-- Exercise requirements --
Leave the pictures out. Return all other data exactly.

── Provided data

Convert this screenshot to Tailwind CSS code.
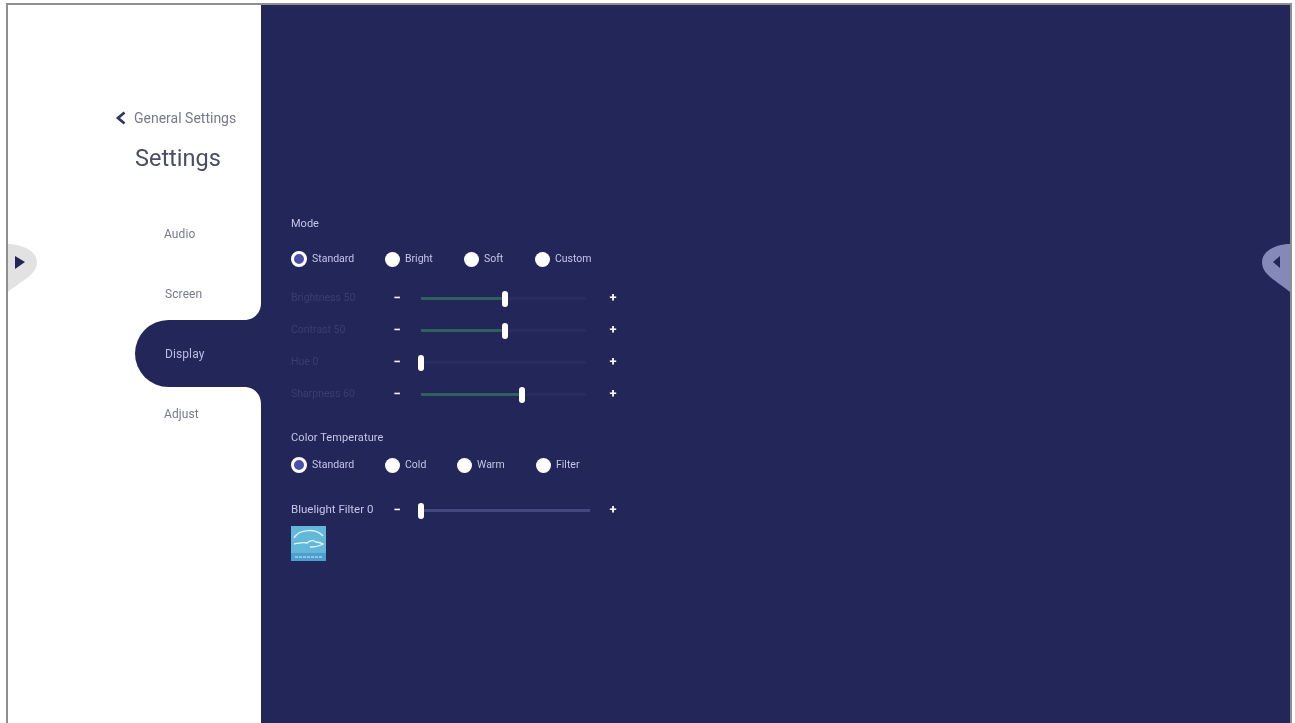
<!DOCTYPE html>
<html lang="en">
  <head>
    <meta charset="UTF-8" />
    <title>Settings</title>
    <script src="https://cdn.jsdelivr.net/npm/@tailwindcss/browser@4"></script>
  </head>
  <body class="bg-white font-['Roboto',sans-serif] h-[723px] overflow-hidden pt-[3px]">
    <!-- Frame -->
    <div class="relative flex h-[720px] ml-[6px] mr-[3px] border-x-2 border-t-2 border-[#8f8f8f] overflow-hidden blur-[0.4px]">
      <!-- Sidebar -->
      <aside class="w-[253px] shrink-0 bg-white pt-[103px] text-gray-500">
        <div class="flex items-center h-[20px] pl-[107px] gap-[7px]">
          <svg width="12" height="14" viewBox="0 0 12 14"><path d="M9.500 1.500 3 7l6.500 5.500" fill="none" stroke="#34365f" stroke-width="2.800" /></svg>
          <span class="text-[14px] whitespace-nowrap text-[#77798a]">General Settings</span>
        </div>
        <h1 class="h-[30px] mt-[15px] pl-[127px] text-[23.500px] leading-[30px] text-[#4a4c68]">Settings</h1>
        <ul class="mt-[31px] text-[12px] tracking-[0.1px] text-[#77798a]">
          <li class="flex items-center h-[60px] pl-[156px]">Audio</li>
          <li class="flex items-center h-[56px] pl-[157px] pt-[4px]">Screen</li>
          <li class="relative flex items-center h-[67px] ml-[127px] pl-[30px] rounded-l-[34px] bg-[#222658] text-[#b9bde6]">
            Display
            <svg class="absolute right-0 -top-[17px]" width="17" height="17" viewBox="0 0 17 17"><path d="M17 0v17H0C10 17 17 10 17 0Z" fill="#222658" /></svg>
            <svg class="absolute right-0 -bottom-[17px]" width="17" height="17" viewBox="0 0 17 17"><path d="M17 17V0H0C10 0 17 7 17 17Z" fill="#222658" /></svg>
          </li>
          <li class="flex items-center h-[54px] pl-[156px]">Adjust</li>
        </ul>
      </aside>

      <!-- Display settings -->
      <main class="flex-1 bg-[#222658] pl-[30px] pt-[211px] text-[10.500px] text-[#c3c6e8]">
        <h2 class="flex items-center h-[16px] text-[11px]">Mode</h2>
        <div class="flex h-[16px] mt-[19px]">
          <label class="flex items-center gap-[5px] w-[94px]"><span class="w-[16px] h-[16px] rounded-full border-[3px] border-white bg-[#4a4fa8]"></span>Standard</label>
          <label class="flex items-center gap-[5px] w-[79px]"><span class="w-[15px] h-[15px] rounded-full bg-white"></span>Bright</label>
          <label class="flex items-center gap-[5px] w-[71px]"><span class="w-[15px] h-[15px] rounded-full bg-white"></span>Soft</label>
          <label class="flex items-center gap-[5px]"><span class="w-[15px] h-[15px] rounded-full bg-white"></span>Custom</label>
        </div>

        <div class="mt-[15px]">
          <div class="flex items-center h-[32px]">
            <span class="w-[99px] text-[#3b3e72]">Brightness 50</span>
            <span class="w-[14px] text-center text-[13px] font-bold text-white">−</span>
            <div class="relative w-[165px] h-[3px] ml-[17px] mr-[4px] bg-[#282c5f]">
              <div class="w-[84px] h-full bg-[#2f6062]"></div>
              <div class="absolute left-[81px] -top-[6px] w-[6px] h-[16px] rounded-[3px] bg-white"></div>
            </div>
            <span class="w-[14px] ml-[16px] text-center text-[13px] font-bold text-white">+</span>
          </div>
          <div class="flex items-center h-[32px]">
            <span class="w-[99px] text-[#3b3e72]">Contrast 50</span>
            <span class="w-[14px] text-center text-[13px] font-bold text-white">−</span>
            <div class="relative w-[165px] h-[3px] ml-[17px] mr-[4px] bg-[#282c5f]">
              <div class="w-[84px] h-full bg-[#2f6062]"></div>
              <div class="absolute left-[81px] -top-[6px] w-[6px] h-[16px] rounded-[3px] bg-white"></div>
            </div>
            <span class="w-[14px] ml-[16px] text-center text-[13px] font-bold text-white">+</span>
          </div>
          <div class="flex items-center h-[32px]">
            <span class="w-[99px] text-[#3b3e72]">Hue 0</span>
            <span class="w-[14px] text-center text-[13px] font-bold text-white">−</span>
            <div class="relative w-[165px] h-[3px] ml-[17px] mr-[4px] bg-[#282c5f]">
              <div class="absolute -left-[3px] -top-[6px] w-[6px] h-[16px] rounded-[3px] bg-white"></div>
            </div>
            <span class="w-[14px] ml-[16px] text-center text-[13px] font-bold text-white">+</span>
          </div>
          <div class="flex items-center h-[32px]">
            <span class="w-[99px] text-[#3b3e72]">Sharpness 60</span>
            <span class="w-[14px] text-center text-[13px] font-bold text-white">−</span>
            <div class="relative w-[165px] h-[3px] ml-[17px] mr-[4px] bg-[#282c5f]">
              <div class="w-[101px] h-full bg-[#2f6062]"></div>
              <div class="absolute left-[98px] -top-[6px] w-[6px] h-[16px] rounded-[3px] bg-white"></div>
            </div>
            <span class="w-[14px] ml-[16px] text-center text-[13px] font-bold text-white">+</span>
          </div>
        </div>

        <h2 class="flex items-center h-[16px] mt-[20px] text-[11px] tracking-[0.1px]">Color Temperature</h2>
        <div class="flex h-[16px] mt-[11px]">
          <label class="flex items-center gap-[5px] w-[94px]"><span class="w-[16px] h-[16px] rounded-full border-[3px] border-white bg-[#4a4fa8]"></span>Standard</label>
          <label class="flex items-center gap-[5px] w-[72px]"><span class="w-[15px] h-[15px] rounded-full bg-white"></span>Cold</label>
          <label class="flex items-center gap-[5px] w-[79px]"><span class="w-[15px] h-[15px] rounded-full bg-white"></span>Warm</label>
          <label class="flex items-center gap-[5px]"><span class="w-[15px] h-[15px] rounded-full bg-white"></span>Filter</label>
        </div>

        <div class="flex items-center h-[32px] mt-[21px]">
          <span class="w-[99px] text-[11.500px] whitespace-nowrap text-[#c3c6e8]">Bluelight Filter 0</span>
          <span class="w-[14px] text-center text-[13px] font-bold text-white">−</span>
          <div class="relative w-[169px] h-[3px] ml-[17px] bg-[#44477f]">
            <div class="absolute -left-[3px] -top-[6px] w-[6px] h-[16px] rounded-[3px] bg-white"></div>
          </div>
          <span class="w-[14px] ml-[16px] text-center text-[13px] font-bold text-white">+</span>
        </div>

        <!-- Energy Star mark -->
        <svg width="35" height="35" viewBox="0 0 35 35" class="block">
          <rect width="35" height="35" fill="#63b7d8" />
          <rect x="0" y="27" width="35" height="8" fill="#4c9fd0" />
          <path d="M3 12C8 3 25 2 32 10" fill="none" stroke="#d8f0f8" stroke-width="1.500" />
          <path d="M3 18c6-1 9-2 13-1 3-3 7-3 9-1 2 0 5 1 7 2-5 3-9 3-13 3" fill="none" stroke="#e6f6fb" stroke-width="1.300" />
          <path d="M4 31h27" stroke="#d8f0f8" stroke-width="1" stroke-dasharray="3 1" />
        </svg>
      </main>

      <!-- Side handles -->
      <svg class="absolute left-0 top-[237px]" width="30" height="50" viewBox="0 0 30 50"><path d="M0 2C14 2 29 9 29 20 29 33 14 38 0 50Z" fill="#e2e2e2" /><path d="M7 14 17 20 7 27Z" fill="#222658" /></svg>
      <svg class="absolute right-0 top-[237px]" width="28" height="50" viewBox="0 0 28 50"><path d="M28 2C14 2 0 9 0 20 0 33 14 38 28 50Z" fill="#8489b9" /><path d="M18 14 11 20 18 26Z" fill="#222658" /></svg>
    </div>
  </body>
</html>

────

-- Answer to this problem --
Convert this screenshot to Tailwind CSS code.
<!DOCTYPE html>
<html lang="en">
  <head>
    <meta charset="UTF-8" />
    <title>Settings</title>
    <script src="https://cdn.jsdelivr.net/npm/@tailwindcss/browser@4"></script>
  </head>
  <body class="bg-white font-['Roboto',sans-serif] h-[723px] overflow-hidden pt-[3px]">
    <!-- Frame -->
    <div class="relative flex h-[720px] ml-[6px] mr-[3px] border-x-2 border-t-2 border-[#8f8f8f] overflow-hidden blur-[0.4px]">
      <!-- Sidebar -->
      <aside class="w-[253px] shrink-0 bg-white pt-[103px] text-gray-500">
        <div class="flex items-center h-[20px] pl-[107px] gap-[7px]">
          <svg width="12" height="14" viewBox="0 0 12 14"><path d="M9.500 1.500 3 7l6.500 5.500" fill="none" stroke="#34365f" stroke-width="2.800" /></svg>
          <span class="text-[14px] whitespace-nowrap text-[#77798a]">General Settings</span>
        </div>
        <h1 class="h-[30px] mt-[15px] pl-[127px] text-[23.500px] leading-[30px] text-[#4a4c68]">Settings</h1>
        <ul class="mt-[31px] text-[12px] tracking-[0.1px] text-[#77798a]">
          <li class="flex items-center h-[60px] pl-[156px]">Audio</li>
          <li class="flex items-center h-[56px] pl-[157px] pt-[4px]">Screen</li>
          <li class="relative flex items-center h-[67px] ml-[127px] pl-[30px] rounded-l-[34px] bg-[#222658] text-[#b9bde6]">
            Display
            <svg class="absolute right-0 -top-[17px]" width="17" height="17" viewBox="0 0 17 17"><path d="M17 0v17H0C10 17 17 10 17 0Z" fill="#222658" /></svg>
            <svg class="absolute right-0 -bottom-[17px]" width="17" height="17" viewBox="0 0 17 17"><path d="M17 17V0H0C10 0 17 7 17 17Z" fill="#222658" /></svg>
          </li>
          <li class="flex items-center h-[54px] pl-[156px]">Adjust</li>
        </ul>
      </aside>

      <!-- Display settings -->
      <main class="flex-1 bg-[#222658] pl-[30px] pt-[211px] text-[10.500px] text-[#c3c6e8]">
        <h2 class="flex items-center h-[16px] text-[11px]">Mode</h2>
        <div class="flex h-[16px] mt-[19px]">
          <label class="flex items-center gap-[5px] w-[94px]"><span class="w-[16px] h-[16px] rounded-full border-[3px] border-white bg-[#4a4fa8]"></span>Standard</label>
          <label class="flex items-center gap-[5px] w-[79px]"><span class="w-[15px] h-[15px] rounded-full bg-white"></span>Bright</label>
          <label class="flex items-center gap-[5px] w-[71px]"><span class="w-[15px] h-[15px] rounded-full bg-white"></span>Soft</label>
          <label class="flex items-center gap-[5px]"><span class="w-[15px] h-[15px] rounded-full bg-white"></span>Custom</label>
        </div>

        <div class="mt-[15px]">
          <div class="flex items-center h-[32px]">
            <span class="w-[99px] text-[#3b3e72]">Brightness 50</span>
            <span class="w-[14px] text-center text-[13px] font-bold text-white">−</span>
            <div class="relative w-[165px] h-[3px] ml-[17px] mr-[4px] bg-[#282c5f]">
              <div class="w-[84px] h-full bg-[#2f6062]"></div>
              <div class="absolute left-[81px] -top-[6px] w-[6px] h-[16px] rounded-[3px] bg-white"></div>
            </div>
            <span class="w-[14px] ml-[16px] text-center text-[13px] font-bold text-white">+</span>
          </div>
          <div class="flex items-center h-[32px]">
            <span class="w-[99px] text-[#3b3e72]">Contrast 50</span>
            <span class="w-[14px] text-center text-[13px] font-bold text-white">−</span>
            <div class="relative w-[165px] h-[3px] ml-[17px] mr-[4px] bg-[#282c5f]">
              <div class="w-[84px] h-full bg-[#2f6062]"></div>
              <div class="absolute left-[81px] -top-[6px] w-[6px] h-[16px] rounded-[3px] bg-white"></div>
            </div>
            <span class="w-[14px] ml-[16px] text-center text-[13px] font-bold text-white">+</span>
          </div>
          <div class="flex items-center h-[32px]">
            <span class="w-[99px] text-[#3b3e72]">Hue 0</span>
            <span class="w-[14px] text-center text-[13px] font-bold text-white">−</span>
            <div class="relative w-[165px] h-[3px] ml-[17px] mr-[4px] bg-[#282c5f]">
              <div class="absolute -left-[3px] -top-[6px] w-[6px] h-[16px] rounded-[3px] bg-white"></div>
            </div>
            <span class="w-[14px] ml-[16px] text-center text-[13px] font-bold text-white">+</span>
          </div>
          <div class="flex items-center h-[32px]">
            <span class="w-[99px] text-[#3b3e72]">Sharpness 60</span>
            <span class="w-[14px] text-center text-[13px] font-bold text-white">−</span>
            <div class="relative w-[165px] h-[3px] ml-[17px] mr-[4px] bg-[#282c5f]">
              <div class="w-[101px] h-full bg-[#2f6062]"></div>
              <div class="absolute left-[98px] -top-[6px] w-[6px] h-[16px] rounded-[3px] bg-white"></div>
            </div>
            <span class="w-[14px] ml-[16px] text-center text-[13px] font-bold text-white">+</span>
          </div>
        </div>

        <h2 class="flex items-center h-[16px] mt-[20px] text-[11px] tracking-[0.1px]">Color Temperature</h2>
        <div class="flex h-[16px] mt-[11px]">
          <label class="flex items-center gap-[5px] w-[94px]"><span class="w-[16px] h-[16px] rounded-full border-[3px] border-white bg-[#4a4fa8]"></span>Standard</label>
          <label class="flex items-center gap-[5px] w-[72px]"><span class="w-[15px] h-[15px] rounded-full bg-white"></span>Cold</label>
          <label class="flex items-center gap-[5px] w-[79px]"><span class="w-[15px] h-[15px] rounded-full bg-white"></span>Warm</label>
          <label class="flex items-center gap-[5px]"><span class="w-[15px] h-[15px] rounded-full bg-white"></span>Filter</label>
        </div>

        <div class="flex items-center h-[32px] mt-[21px]">
          <span class="w-[99px] text-[11.500px] whitespace-nowrap text-[#c3c6e8]">Bluelight Filter 0</span>
          <span class="w-[14px] text-center text-[13px] font-bold text-white">−</span>
          <div class="relative w-[169px] h-[3px] ml-[17px] bg-[#44477f]">
            <div class="absolute -left-[3px] -top-[6px] w-[6px] h-[16px] rounded-[3px] bg-white"></div>
          </div>
          <span class="w-[14px] ml-[16px] text-center text-[13px] font-bold text-white">+</span>
        </div>

        <!-- Energy Star mark -->
        <svg width="35" height="35" viewBox="0 0 35 35" class="block">
          <rect width="35" height="35" fill="#63b7d8" />
          <rect x="0" y="27" width="35" height="8" fill="#4c9fd0" />
          <path d="M3 12C8 3 25 2 32 10" fill="none" stroke="#d8f0f8" stroke-width="1.500" />
          <path d="M3 18c6-1 9-2 13-1 3-3 7-3 9-1 2 0 5 1 7 2-5 3-9 3-13 3" fill="none" stroke="#e6f6fb" stroke-width="1.300" />
          <path d="M4 31h27" stroke="#d8f0f8" stroke-width="1" stroke-dasharray="3 1" />
        </svg>
      </main>

      <!-- Side handles -->
      <svg class="absolute left-0 top-[237px]" width="30" height="50" viewBox="0 0 30 50"><path d="M0 2C14 2 29 9 29 20 29 33 14 38 0 50Z" fill="#e2e2e2" /><path d="M7 14 17 20 7 27Z" fill="#222658" /></svg>
      <svg class="absolute right-0 top-[237px]" width="28" height="50" viewBox="0 0 28 50"><path d="M28 2C14 2 0 9 0 20 0 33 14 38 28 50Z" fill="#8489b9" /><path d="M18 14 11 20 18 26Z" fill="#222658" /></svg>
    </div>
  </body>
</html>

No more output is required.